# [EXERCISE DIRECTIONS]
Copy each line exactly. Drop every picture.

---------------

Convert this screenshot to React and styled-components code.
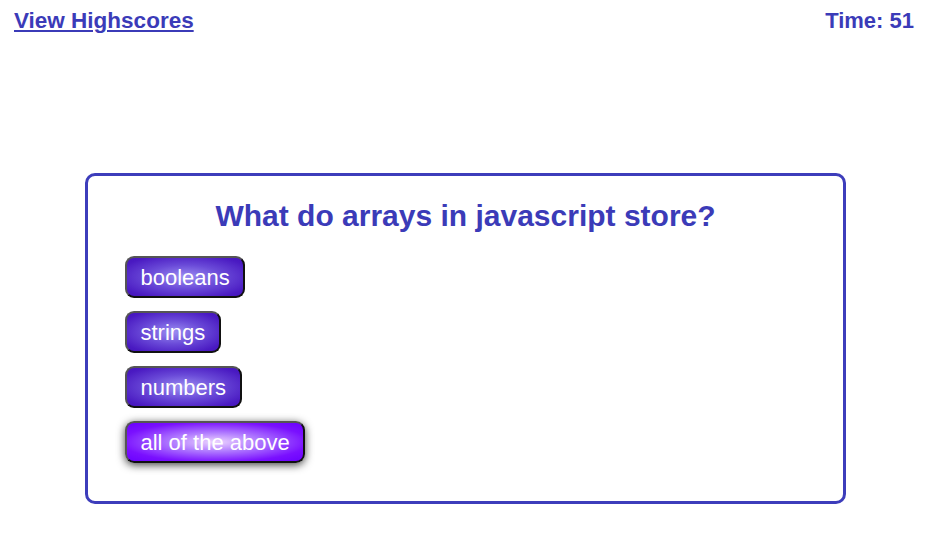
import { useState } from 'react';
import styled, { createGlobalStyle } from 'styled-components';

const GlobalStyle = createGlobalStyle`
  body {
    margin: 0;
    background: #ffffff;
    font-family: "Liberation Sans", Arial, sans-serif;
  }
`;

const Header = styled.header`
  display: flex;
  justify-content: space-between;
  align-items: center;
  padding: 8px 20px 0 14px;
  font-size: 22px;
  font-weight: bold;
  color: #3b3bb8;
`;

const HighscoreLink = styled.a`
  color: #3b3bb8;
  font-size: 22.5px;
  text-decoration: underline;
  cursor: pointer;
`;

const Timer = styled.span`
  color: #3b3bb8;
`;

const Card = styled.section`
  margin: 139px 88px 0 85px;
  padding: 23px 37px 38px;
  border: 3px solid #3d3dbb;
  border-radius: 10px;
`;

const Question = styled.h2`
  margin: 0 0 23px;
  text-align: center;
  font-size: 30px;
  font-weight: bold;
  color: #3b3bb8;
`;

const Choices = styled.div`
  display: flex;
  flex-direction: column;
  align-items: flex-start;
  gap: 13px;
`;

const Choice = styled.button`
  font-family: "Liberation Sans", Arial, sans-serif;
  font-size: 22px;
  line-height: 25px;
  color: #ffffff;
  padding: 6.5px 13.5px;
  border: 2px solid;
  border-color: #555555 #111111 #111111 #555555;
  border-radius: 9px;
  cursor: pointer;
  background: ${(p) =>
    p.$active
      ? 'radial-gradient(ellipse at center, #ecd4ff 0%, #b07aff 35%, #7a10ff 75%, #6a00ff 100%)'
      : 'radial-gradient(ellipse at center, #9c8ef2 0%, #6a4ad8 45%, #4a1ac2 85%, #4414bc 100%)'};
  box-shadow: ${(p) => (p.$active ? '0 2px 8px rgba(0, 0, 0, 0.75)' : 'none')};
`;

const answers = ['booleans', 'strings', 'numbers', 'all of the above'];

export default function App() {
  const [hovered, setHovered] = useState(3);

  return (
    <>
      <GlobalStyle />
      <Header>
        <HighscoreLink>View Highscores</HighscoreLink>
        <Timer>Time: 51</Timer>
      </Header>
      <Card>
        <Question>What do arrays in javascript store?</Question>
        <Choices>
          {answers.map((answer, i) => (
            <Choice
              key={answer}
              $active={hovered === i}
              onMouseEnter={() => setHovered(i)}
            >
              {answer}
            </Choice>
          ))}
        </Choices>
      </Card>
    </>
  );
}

---------------

# [PROBLEM SOLUTION]
Convert this screenshot to React and styled-components code.
import { useState } from 'react';
import styled, { createGlobalStyle } from 'styled-components';

const GlobalStyle = createGlobalStyle`
  body {
    margin: 0;
    background: #ffffff;
    font-family: "Liberation Sans", Arial, sans-serif;
  }
`;

const Header = styled.header`
  display: flex;
  justify-content: space-between;
  align-items: center;
  padding: 8px 20px 0 14px;
  font-size: 22px;
  font-weight: bold;
  color: #3b3bb8;
`;

const HighscoreLink = styled.a`
  color: #3b3bb8;
  font-size: 22.5px;
  text-decoration: underline;
  cursor: pointer;
`;

const Timer = styled.span`
  color: #3b3bb8;
`;

const Card = styled.section`
  margin: 139px 88px 0 85px;
  padding: 23px 37px 38px;
  border: 3px solid #3d3dbb;
  border-radius: 10px;
`;

const Question = styled.h2`
  margin: 0 0 23px;
  text-align: center;
  font-size: 30px;
  font-weight: bold;
  color: #3b3bb8;
`;

const Choices = styled.div`
  display: flex;
  flex-direction: column;
  align-items: flex-start;
  gap: 13px;
`;

const Choice = styled.button`
  font-family: "Liberation Sans", Arial, sans-serif;
  font-size: 22px;
  line-height: 25px;
  color: #ffffff;
  padding: 6.5px 13.5px;
  border: 2px solid;
  border-color: #555555 #111111 #111111 #555555;
  border-radius: 9px;
  cursor: pointer;
  background: ${(p) =>
    p.$active
      ? 'radial-gradient(ellipse at center, #ecd4ff 0%, #b07aff 35%, #7a10ff 75%, #6a00ff 100%)'
      : 'radial-gradient(ellipse at center, #9c8ef2 0%, #6a4ad8 45%, #4a1ac2 85%, #4414bc 100%)'};
  box-shadow: ${(p) => (p.$active ? '0 2px 8px rgba(0, 0, 0, 0.75)' : 'none')};
`;

const answers = ['booleans', 'strings', 'numbers', 'all of the above'];

export default function App() {
  const [hovered, setHovered] = useState(3);

  return (
    <>
      <GlobalStyle />
      <Header>
        <HighscoreLink>View Highscores</HighscoreLink>
        <Timer>Time: 51</Timer>
      </Header>
      <Card>
        <Question>What do arrays in javascript store?</Question>
        <Choices>
          {answers.map((answer, i) => (
            <Choice
              key={answer}
              $active={hovered === i}
              onMouseEnter={() => setHovered(i)}
            >
              {answer}
            </Choice>
          ))}
        </Choices>
      </Card>
    </>
  );
}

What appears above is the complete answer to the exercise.